Two-time Wimbledon champion Kvitova failed to advance past the third round at any of the majors last season, but was able to break her duck already in 2019 after easing past 49th-ranked Bencic in a comprehensive 68-minute encounter.
Kvitova picked up her third straight win by winning a massive 86 percent of points on her first serve, and firing 32 winners to only 19 unforced errors.
The first set was one-way traffic as Kvitova dominated with her typical combination of fiery forehands and powerful serving, but it was the Czech’s backhand that gave her the initial lead, as she broke Bencic for a 3-1 lead by forcing an error from that wing.

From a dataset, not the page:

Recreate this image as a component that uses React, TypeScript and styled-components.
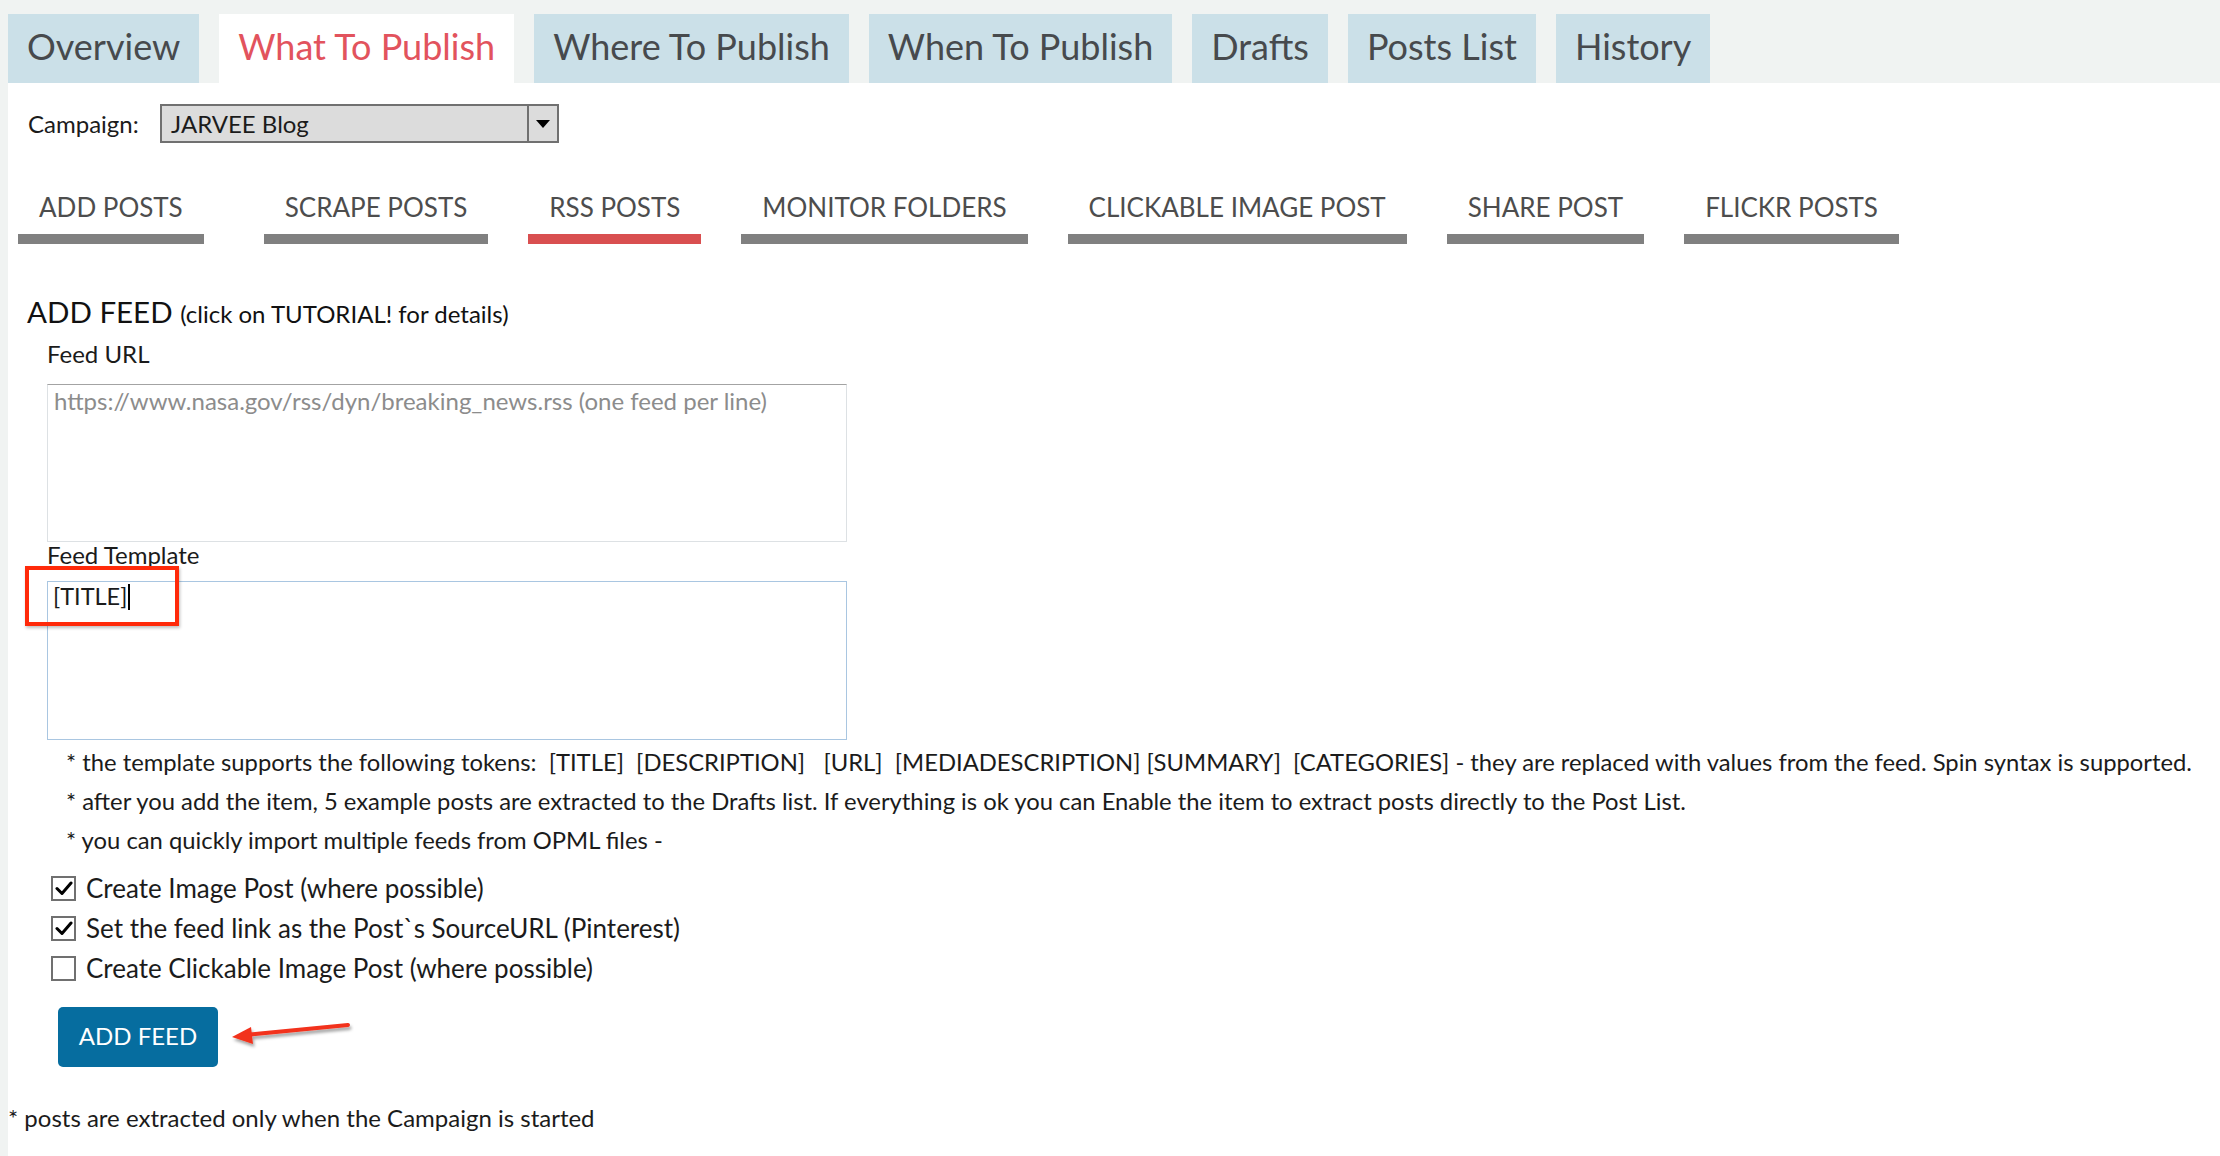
import styled, { createGlobalStyle } from "styled-components";

const GlobalStyle = createGlobalStyle`
  html, body {
    margin: 0;
    padding: 0;
    background: #ffffff;
  }
  body {
    font-family: Lato, "Open Sans", "Liberation Sans", sans-serif;
    color: #1b1b1b;
  }
  * {
    box-sizing: border-box;
  }
`;

const Page = styled.div`
  min-height: 100vh;
  background: #f0f3f2;
  padding-left: 8px;
  display: flex;
  flex-direction: column;
`;

const TabBar = styled.nav`
  display: flex;
  gap: 20px;
  height: 83px;
  padding-top: 14px;
`;

const Tab = styled.div<{ $active?: boolean }>`
  height: 69px;
  padding: 0 19px 5px;
  display: flex;
  align-items: center;
  font-size: 36px;
  background: ${(p) => (p.$active ? "#ffffff" : "#cbe0e8")};
  color: ${(p) => (p.$active ? "#e2535d" : "#474a4d")};
`;

const Panel = styled.main`
  flex: 1;
  background: #ffffff;
  padding-bottom: 20px;
`;

const CampaignRow = styled.div`
  display: flex;
  align-items: center;
  margin: 21px 0 0 20px;
  height: 39px;
  font-size: 24px;
`;

const CampaignLabel = styled.span`
  width: 132px;
`;

const Select = styled.div`
  width: 399px;
  height: 39px;
  display: flex;
  background: #dcdcdc;
  border: 2px solid #707070;
`;

const SelectValue = styled.span`
  flex: 1;
  display: flex;
  align-items: center;
  padding-left: 9px;
  font-size: 24px;
`;

const SelectArrow = styled.span`
  width: 30px;
  border-left: 2px solid #707070;
  display: flex;
  align-items: center;
  justify-content: center;

  &::after {
    content: "";
    border-left: 7px solid transparent;
    border-right: 7px solid transparent;
    border-top: 8px solid #000;
  }
`;

const SubTabs = styled.div`
  display: flex;
  gap: 40px;
  margin: 47px 0 0 10px;

  & > :first-child {
    margin-right: 20px;
  }
`;

const SubTab = styled.div<{ $active?: boolean }>`
  display: flex;
  flex-direction: column;
  align-items: stretch;
  font-size: 26px;
  line-height: 34px;
  color: #4d4d4d;
  text-align: center;

  &::after {
    content: "";
    height: 10px;
    margin-top: 10px;
    background: ${(p) => (p.$active ? "#d94f50" : "#808080")};
  }
`;

const SubTabText = styled.span`
  padding: 0 21px;
`;

const Section = styled.section`
  margin: 50px 0 0 19px;
`;

const Heading = styled.h2`
  margin: 0;
  font-weight: 400;
  font-size: 29.5px;
  line-height: 36px;
  color: #111;
`;

const HeadingHint = styled.span`
  font-size: 24px;
`;

const Field = styled.div<{ $gap: number }>`
  position: relative;
  margin: ${(p) => p.$gap}px 0 0 20px;
`;

const FieldLabel = styled.div`
  font-size: 24px;
  line-height: 24px;
`;

const FeedUrl = styled.textarea`
  display: block;
  width: 800px;
  height: 158px;
  margin-top: 18px;
  padding: 2px 6px;
  resize: none;
  font-family: inherit;
  font-size: 24px;
  line-height: 1.2;
  color: #222;
  border: 1px solid #dde1e4;
  border-top-color: #a3a3a3;
  outline: none;

  &::placeholder {
    color: #8c8c8c;
  }
`;

const TemplateBox = styled.div`
  width: 800px;
  height: 159px;
  margin-top: 14px;
  padding: 0 5px;
  font-size: 23.5px;
  line-height: 1.2;
  border: 1px solid #a9c6e1;
`;

const Caret = styled.span`
  display: inline-block;
  width: 2px;
  height: 26px;
  margin-left: 1px;
  vertical-align: -5px;
  background: #000;
`;

const Highlight = styled.div`
  position: absolute;
  left: -22px;
  top: 23px;
  width: 154px;
  height: 60px;
  border: 4px solid #ff2a0a;
  box-shadow: 1px 2px 3px rgba(0, 0, 0, 0.25);
  pointer-events: none;
`;

const Notes = styled.div`
  margin: 3px 0 0 39px;
  font-size: 23.8px;
  line-height: 39px;
  white-space: pre;
`;

const Checks = styled.div`
  margin: 8px 0 0 24px;
  display: flex;
  flex-direction: column;
`;

const CheckRow = styled.label`
  display: flex;
  align-items: center;
  height: 40px;
  gap: 10px;
  font-size: 26px;
`;

const Box = styled.span`
  width: 25px;
  height: 25px;
  border: 2px solid #707070;
  background: #fff;
  display: flex;
  align-items: center;
  justify-content: center;
`;

const Actions = styled.div`
  display: flex;
  align-items: center;
  margin: 19px 0 0 31px;
`;

const Button = styled.button`
  width: 160px;
  height: 60px;
  padding-bottom: 4px;
  border: none;
  border-radius: 5px;
  background: #066d9f;
  color: #fff;
  font-family: inherit;
  font-size: 24px;
  cursor: pointer;
`;

const Footnote = styled.p`
  margin: 36px 0 0 0;
  font-size: 24px;
  line-height: 29px;
`;

const tabs = [
  "Overview",
  "What To Publish",
  "Where To Publish",
  "When To Publish",
  "Drafts",
  "Posts List",
  "History",
];

const subTabs = [
  "ADD POSTS",
  "SCRAPE POSTS",
  "RSS POSTS",
  "MONITOR FOLDERS",
  "CLICKABLE IMAGE POST",
  "SHARE POST",
  "FLICKR POSTS",
];

const notes = [
  "* the template supports the following tokens:  [TITLE]  [DESCRIPTION]   [URL]  [MEDIADESCRIPTION] [SUMMARY]  [CATEGORIES] - they are replaced with values from the feed. Spin syntax is supported.",
  "* after you add the item, 5 example posts are extracted to the Drafts list. If everything is ok you can Enable the item to extract posts directly to the Post List.",
  "* you can quickly import multiple feeds from OPML files -",
];

const options = [
  { label: "Create Image Post (where possible)", checked: true },
  { label: "Set the feed link as the Post`s SourceURL (Pinterest)", checked: true },
  { label: "Create Clickable Image Post (where possible)", checked: false },
];

function Tick() {
  return (
    <svg width="18" height="16" viewBox="0 0 18 16">
      <path
        d="M2 8.5 L7 13.5 L16 3"
        fill="none"
        stroke="#000"
        strokeWidth="3"
        strokeLinecap="round"
        strokeLinejoin="round"
      />
    </svg>
  );
}

function PointerArrow() {
  return (
    <svg width="124" height="34" viewBox="0 0 124 34" style={{ marginLeft: 12 }}>
      <defs>
        <filter id="shade" x="-10%" y="-40%" width="130%" height="190%">
          <feDropShadow dx="1.5" dy="3" stdDeviation="1.5" floodColor="#000" floodOpacity="0.35" />
        </filter>
      </defs>
      <g filter="url(#shade)">
        <line x1="20" y1="14.5" x2="118" y2="5" stroke="#f2301b" strokeWidth="4" strokeLinecap="round" />
        <polygon points="2,17 21,7 23,24" fill="#f2301b" />
      </g>
    </svg>
  );
}

export default function App() {
  return (
    <>
      <GlobalStyle />
      <Page>
        <TabBar>
          {tabs.map((t, i) => (
            <Tab key={t} $active={i === 1}>
              {t}
            </Tab>
          ))}
        </TabBar>
        <Panel>
          <CampaignRow>
            <CampaignLabel>Campaign:</CampaignLabel>
            <Select>
              <SelectValue>JARVEE Blog</SelectValue>
              <SelectArrow />
            </Select>
          </CampaignRow>

          <SubTabs>
            {subTabs.map((t, i) => (
              <SubTab key={t} $active={i === 2}>
                <SubTabText>{t}</SubTabText>
              </SubTab>
            ))}
          </SubTabs>

          <Section>
            <Heading>
              ADD FEED <HeadingHint>(click on TUTORIAL! for details)</HeadingHint>
            </Heading>
            <Field $gap={10}>
              <FieldLabel>Feed URL</FieldLabel>
              <FeedUrl placeholder="https://www.nasa.gov/rss/dyn/breaking_news.rss (one feed per line)" />
            </Field>
            <Field $gap={1}>
              <FieldLabel>Feed Template</FieldLabel>
              <TemplateBox>
                [TITLE]
                <Caret />
              </TemplateBox>
              <Highlight />
            </Field>

            <Notes>
              {notes.map((n) => (
                <div key={n}>{n}</div>
              ))}
            </Notes>

            <Checks>
              {options.map((o) => (
                <CheckRow key={o.label}>
                  <Box>{o.checked && <Tick />}</Box>
                  {o.label}
                </CheckRow>
              ))}
            </Checks>

            <Actions>
              <Button>ADD FEED</Button>
              <PointerArrow />
            </Actions>
          </Section>

          <Footnote>* posts are extracted only when the Campaign is started</Footnote>
        </Panel>
      </Page>
    </>
  );
}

Another break of serve went Kvitova’s way two games later, as Bencic let two game points slip before plopping a forehand miscue into the net to give the Czech a 5-1 lead.
Kvitova claimed her one-set lead with consecutive aces in the following game.
Bencic made the second set much more competitive, ramping up the aggression on her serve and groundstrokes, and was very nearly rewarded with an early break to lead 3-1, but Kvitova used more forehand blasts to maintain equilibrium and hold for 2-2, as the Czech’s winner count increased dramatically.
Kvitova finally cracked open the second set by breaking through in a lengthy 3-3 game, eventually claiming the decisive break after a Bencic backhand error found the net.
The Swiss player did well to rebound from an opening double fault at 5-3, picking off four straight points in a row to hold for 5-4 and force Kvitova to serve out the match, but if Kvitova felt nervous as she approached victory, it was unapparent and she raced to triple match point with her 7th thunderous ace.
Another big serve was returned by Bencic into the net, putting Kvitova back into the second week where she will play one of the surprise packages of the tournament, 17-year-old Amanda Anisimova of the United States, who moved into the fourth round of a Grand Slam event for the first time in her career when she outhit No11 seed Aryna Sabalenka, 6-3 6-2, earlier on Friday.